[LU-8927] osp-syn processes contending for osq_lock drives system cpu usage > 80% Created: 08/Dec/16 Updated: 18/Sep/17 Resolved: 05/Sep/17 |
|
| Status: | Resolved |
| Project: | Lustre |
| Component/s: | None |
| Affects Version/s: | None |
| Fix Version/s: | None |
| Type: | Bug | Priority: | Major |
| Reporter: | Olaf Faaland | Assignee: | Alex Zhuravlev |
| Resolution: | Won't Fix | Votes: | 0 |
| Labels: | llnl, zfs | ||
| Environment: |
lustre-2.8.0_5.chaos-2.ch6.x86_64 |
||
| Attachments: |
|
||||||||||||||||||||
| Issue Links: |
|
||||||||||||||||||||
| Severity: | 3 | ||||||||||||||||||||
| Rank (Obsolete): | 9223372036854775807 | ||||||||||||||||||||
| Description |
|
Ran jobs which created remote directories (not striped) and then ran mdtest within them, several MDS nodes are using >80% of their cpu time for osp-syn-* processes. There are 36 osp-syn-* processes. The processes are spending almost all their time contending for osq_lock. According to perf, the offending stack is: osq_lock |
| Comments |
| Comment by Olaf Faaland [ 08/Dec/16 ] |
|
Our stack is available to Intel engineers via repository named "lustre-release-fe-llnl" hosted on your gerritt server. |
| Comment by Olaf Faaland [ 08/Dec/16 ] |
|
I see that llog_cancel_rec() contains the following: rc = llog_declare_write_rec(env, loghandle, &llh->llh_hdr, index,
if (rc < 0)
GOTO(out_trans, rc);
if ((llh->llh_flags & LLOG_F_ZAP_WHEN_EMPTY))
rc = llog_declare_destroy(env, loghandle, th);
th->th_wait_submit = 1;
rc = dt_trans_start_local(env, dt, th);
So it seems to declare that it will destroy the llog object every time it cancels a record, as if every record is the last one. Why is that? Shouldn't it also depend on how many active records the llog contains? |
| Comment by Alex Zhuravlev [ 09/Dec/16 ] |
|
when we declare llog cancelation we don't known whether it will be last one or not, otherwise we'd have to lock llog since declaration upto transaction stop killing concurrency. the newer versions of Lustre will fix this problem in osd-zfs module. |
| Comment by Peter Jones [ 09/Dec/16 ] |
|
Alex Could you please elaborate about the work underway in this area? Thanks Peter |
| Comment by Olaf Faaland [ 09/Dec/16 ] |
|
Yes, please elaborate. I know there are many ways to work on this and it would be great to know the nature and scope of the fix you have in mind. I looked again and the MDTs are still working to clear llog records from jobs run about 45 hours ago (contended the entire time). I don't think we can go into production without a fix for this. |
| Comment by Alex Zhuravlev [ 13/Dec/16 ] |
|
in very few words - I've been working to make declarations with ZFS cheap. right now those are quite expensive because DMU API works with dnode numbers, so every time it needs to translate dnode number into dnode structure using the global hash table. few patches have been landed already onto master branch and released as a part of 2.9 (e.g.

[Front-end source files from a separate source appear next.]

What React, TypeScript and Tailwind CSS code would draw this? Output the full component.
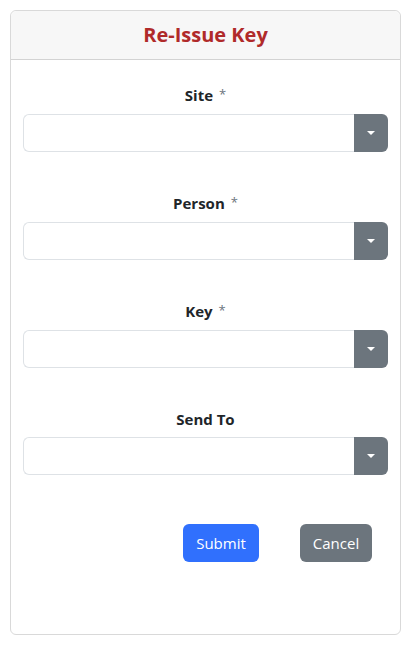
import React, { useState } from 'react';

interface Field {
  id: string;
  label: string;
  required: boolean;
}

const fields: Field[] = [
  { id: 'site', label: 'Site', required: true },
  { id: 'person', label: 'Person', required: true },
  { id: 'key', label: 'Key', required: true },
  { id: 'sendTo', label: 'Send To', required: false },
];

function SelectField({ field }: { field: Field }) {
  const [open, setOpen] = useState(false);
  return (
    <div className="flex flex-col">
      <label className="text-center text-[15px] font-bold leading-[22px] text-[#212529] mb-[7px]">
        {field.label}
        {field.required && <span className="ml-[6px] font-normal text-[#6c757d] text-[13px] relative -top-[2px]">*</span>}
      </label>
      <div className="flex h-[38px]">
        <div className="flex-1 border border-[#dee2e6] border-r-0 rounded-l-[6px] bg-white" />
        <button
          type="button"
          onClick={() => setOpen(!open)}
          className="w-[34px] bg-[#6c757d] rounded-r-[6px] flex items-center justify-center"
        >
          <span className="block w-0 h-0 border-l-[4px] border-r-[4px] border-t-[4px] border-l-transparent border-r-transparent border-t-white" />
        </button>
      </div>
    </div>
  );
}

export default function App() {
  return (
    <div className="bg-white min-h-[645px] p-[10px] font-['Open_Sans',sans-serif]">
      <div className="border border-[#d9d9d9] rounded-[6px] h-[625px] flex flex-col">
        <div className="h-[49px] bg-[#f7f7f7] border-b border-[#d3d3d3] rounded-t-[6px] flex items-center justify-center">
          <h1 className="text-[20px] font-bold text-[#b02a2a] leading-none">Re-Issue Key</h1>
        </div>
        <div className="px-[12px] pt-[24px] flex flex-col gap-[40px]">
          {fields.map(f => (
            <SelectField key={f.id} field={f} />
          ))}
        </div>
        <div className="flex mt-[49px] pl-[172px]">
          <button className="h-[38px] w-[76px] bg-[#3070fd] text-white text-[15px] rounded-[6px]">Submit</button>
          <button className="h-[38px] w-[72px] ml-[41px] bg-[#6c757d] text-white text-[15px] rounded-[6px]">Cancel</button>
        </div>
      </div>
    </div>
  );
}
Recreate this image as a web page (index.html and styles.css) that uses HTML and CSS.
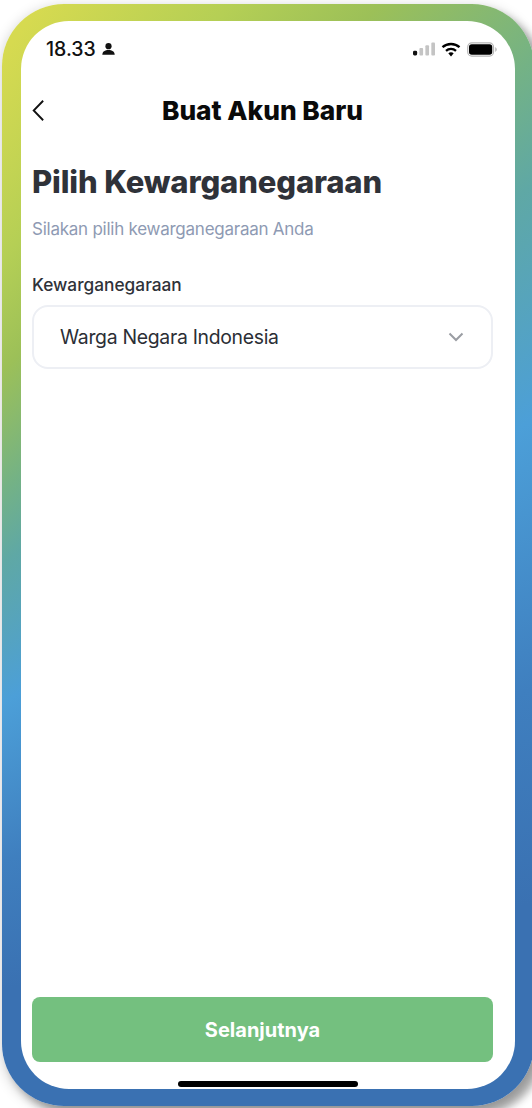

this way the declarations should become mostly lockless and much cheaper. |
| Comment by Olaf Faaland [ 13/Dec/16 ] |
|
OK, thanks. In the above list of tickets, you include LU-8893. Did you mean I looked briefly at the |
| Comment by Alex Zhuravlev [ 13/Dec/16 ] |
|
you're right, I mean |
| Comment by Olaf Faaland [ 03/Jan/17 ] |
|
Alex, I applied The full set of patches above would be too much for a stable branch, I would think. So I've rewritten llog_cancel_rec() to destroy the llog in a second transaction, if it's necessary. Maybe this is a poor approach; feedback or an alternative would be welcome. In any case I've pushed it to gerrit and will do local testing after it passes maloo. |
| Comment by Peter Jones [ 04/Sep/17 ] |
|
I would like a level set on this ticket. All of the planned work to improve metadata performance for ZFS has now landed to master (and b2_10). Are there any specific tasks identified and remaining beyond that? |
| Comment by Olaf Faaland [ 05/Sep/17 ] |
|
This lock contention has not resulted in problems in production, and there is so much related change in 2.10 and master that it's quite possible the problem does not occur there. Closing the ticket. |